Reply only with how many lines contain the word "React".

▸ **DATA BLOCK**:
-=-=-=-=-
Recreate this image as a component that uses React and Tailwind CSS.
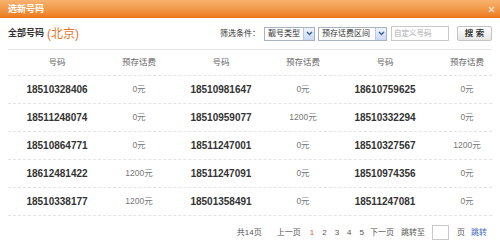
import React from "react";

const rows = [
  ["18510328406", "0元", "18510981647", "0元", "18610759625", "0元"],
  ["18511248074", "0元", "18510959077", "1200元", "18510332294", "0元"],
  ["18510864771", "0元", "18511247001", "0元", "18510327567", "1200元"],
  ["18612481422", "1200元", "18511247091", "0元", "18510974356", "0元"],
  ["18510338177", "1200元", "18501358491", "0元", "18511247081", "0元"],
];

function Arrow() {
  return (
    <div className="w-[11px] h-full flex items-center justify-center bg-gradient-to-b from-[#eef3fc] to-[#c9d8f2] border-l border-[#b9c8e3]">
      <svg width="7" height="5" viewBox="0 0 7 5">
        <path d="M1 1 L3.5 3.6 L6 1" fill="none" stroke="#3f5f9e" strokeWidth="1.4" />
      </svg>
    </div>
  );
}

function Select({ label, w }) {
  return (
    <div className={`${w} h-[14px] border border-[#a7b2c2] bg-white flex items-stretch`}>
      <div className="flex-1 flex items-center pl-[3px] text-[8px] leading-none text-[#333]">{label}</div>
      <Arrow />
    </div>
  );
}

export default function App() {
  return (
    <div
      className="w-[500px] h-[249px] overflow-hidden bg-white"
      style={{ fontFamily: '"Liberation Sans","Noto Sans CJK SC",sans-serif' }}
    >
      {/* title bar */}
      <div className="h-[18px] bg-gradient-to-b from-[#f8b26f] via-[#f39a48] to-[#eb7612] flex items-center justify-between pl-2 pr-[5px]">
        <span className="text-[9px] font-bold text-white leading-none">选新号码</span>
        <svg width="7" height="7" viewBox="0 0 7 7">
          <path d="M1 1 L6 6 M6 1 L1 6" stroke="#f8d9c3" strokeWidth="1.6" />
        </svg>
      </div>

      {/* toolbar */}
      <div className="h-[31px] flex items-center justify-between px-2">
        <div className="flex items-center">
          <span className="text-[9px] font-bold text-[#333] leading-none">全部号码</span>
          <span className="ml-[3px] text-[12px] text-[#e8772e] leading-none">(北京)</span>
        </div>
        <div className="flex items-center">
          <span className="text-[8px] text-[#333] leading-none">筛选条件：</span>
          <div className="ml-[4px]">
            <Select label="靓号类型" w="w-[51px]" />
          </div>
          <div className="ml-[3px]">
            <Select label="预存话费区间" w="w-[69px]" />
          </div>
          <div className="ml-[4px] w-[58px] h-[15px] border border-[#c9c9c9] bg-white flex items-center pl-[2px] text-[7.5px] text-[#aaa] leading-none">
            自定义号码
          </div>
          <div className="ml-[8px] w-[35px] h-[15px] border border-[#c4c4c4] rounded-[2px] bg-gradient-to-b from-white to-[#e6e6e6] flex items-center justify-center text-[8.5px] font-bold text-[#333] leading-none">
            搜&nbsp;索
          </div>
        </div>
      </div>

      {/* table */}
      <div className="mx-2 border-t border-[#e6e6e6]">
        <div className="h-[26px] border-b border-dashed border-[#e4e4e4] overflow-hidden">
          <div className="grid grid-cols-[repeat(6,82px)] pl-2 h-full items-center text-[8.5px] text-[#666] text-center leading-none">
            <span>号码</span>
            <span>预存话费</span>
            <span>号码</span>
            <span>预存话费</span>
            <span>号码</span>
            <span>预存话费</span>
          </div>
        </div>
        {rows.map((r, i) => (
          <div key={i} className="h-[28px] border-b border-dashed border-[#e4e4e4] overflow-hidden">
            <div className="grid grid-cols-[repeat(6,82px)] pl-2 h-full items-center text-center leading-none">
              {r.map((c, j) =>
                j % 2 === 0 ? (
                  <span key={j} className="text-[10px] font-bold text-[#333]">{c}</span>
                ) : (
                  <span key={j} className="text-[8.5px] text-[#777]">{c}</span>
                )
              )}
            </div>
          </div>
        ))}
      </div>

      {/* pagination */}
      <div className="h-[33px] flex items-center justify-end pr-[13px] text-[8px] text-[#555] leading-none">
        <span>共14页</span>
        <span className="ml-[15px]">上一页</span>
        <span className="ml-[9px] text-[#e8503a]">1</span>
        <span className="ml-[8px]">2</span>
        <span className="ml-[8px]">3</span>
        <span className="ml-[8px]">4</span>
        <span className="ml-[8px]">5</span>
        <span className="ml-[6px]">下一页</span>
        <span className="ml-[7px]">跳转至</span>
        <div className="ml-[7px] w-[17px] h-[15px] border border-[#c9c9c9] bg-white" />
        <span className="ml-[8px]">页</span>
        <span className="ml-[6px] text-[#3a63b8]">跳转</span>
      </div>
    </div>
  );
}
-=-=-=-=-
▸ **CORRECT RESULT**: 2